John: For understandable reasons, because the grilling that they get in that confirmation process is just brutal.
JCD: Well, it’s true. The Democrats have so politicized that process that it’s become an ordeal and many people just don’t want to go through that. And I’m not sure I blame them.
If there was anybody that has been sort of the social glue of the court, it's been Sandra and I will miss her," Scalia said.
Had Dobson received an assurance from Rove that Miers, now the White House counsel, would vote to overturn Roe v. Wade?
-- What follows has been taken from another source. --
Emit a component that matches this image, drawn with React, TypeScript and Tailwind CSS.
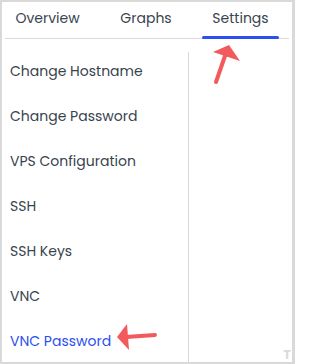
const items = [
  "Change Hostname",
  "Change Password",
  "VPS Configuration",
  "SSH",
  "SSH Keys",
  "VNC",
  "VNC Password",
]

export default function App() {
  return (
    <div
      className="relative w-[295px] h-[364px] bg-white border-2 border-r-[3px] border-[#d9d9d9] overflow-hidden text-[#38444f]"
      style={{ fontFamily: "Poppins, 'Open Sans', sans-serif" }}
    >
      <div className="mx-[3px] flex gap-[20px] border-b border-[#ded8de] h-[37px]">
        <div className="px-[10px] w-[85px] flex justify-center pt-[6px] text-[14px]">Overview</div>
        <div className="px-[10px] w-[72px] flex justify-center pt-[6px] text-[14px]">Graphs</div>
        <div className="relative px-[10px] w-[77px] flex justify-center pt-[6px] text-[14px]">
          Settings
          <span className="absolute left-0 right-0 -bottom-[1px] h-[3px] rounded-full bg-[#2c4ff2]" />
        </div>
      </div>

      <div className="flex h-[325px]">
        <div className="w-[186px] pt-[10px] pl-[8px] flex flex-col">
          {items.map((item, i) => (
            <div
              key={i}
              className={
                i === items.length - 1
                  ? "h-[45px] flex items-center text-[14px] text-[#2c4ff2]"
                  : "h-[45px] flex items-center text-[14px]"
              }
            >
              {item}
            </div>
          ))}
        </div>
        <div className="mt-[13px] w-px bg-[#dcd6da]" />
      </div>

      {/* annotation arrows */}
      <svg className="absolute left-0 top-0" width="295" height="364" viewBox="2 2 295 364">
        <line x1="216" y1="82" x2="226" y2="53" stroke="#f25a5c" strokeWidth="4" strokeLinecap="round" />
        <polygon points="229,45 213,52 240,61" fill="#f25a5c" />
        <line x1="155" y1="335" x2="126" y2="337" stroke="#f25a5c" strokeWidth="4" strokeLinecap="round" />
        <polygon points="117,337 127,324 129,350" fill="#f25a5c" />
      </svg>

      <div className="absolute right-[1px] bottom-[1px] text-[13px] font-bold text-[#dcdcdc] leading-none">T</div>
    </div>
  )
}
Democrats suspected so, and said they would call Dobson as a witness at her confirmation hearing, which is likely to begin late this month or in early November.
According to Dobson, Rove said the President "was looking for a certain kind of candidate, namely a woman." Rove added that Miers "was at the top of the short list of names under consideration," but that others had withdrawn from consideration. "Some of the other candidates who had been on that short list, and that many conservatives are now upset about, were highly qualified individuals that had been passed over," Dobson says. "What Karl told me is that some of those individuals took themselves off that list and they would not allow their names to be considered, because the process has become so vicious and so vitriolic and so bitter, that they didn't want to subject themselves or the members of their families to it."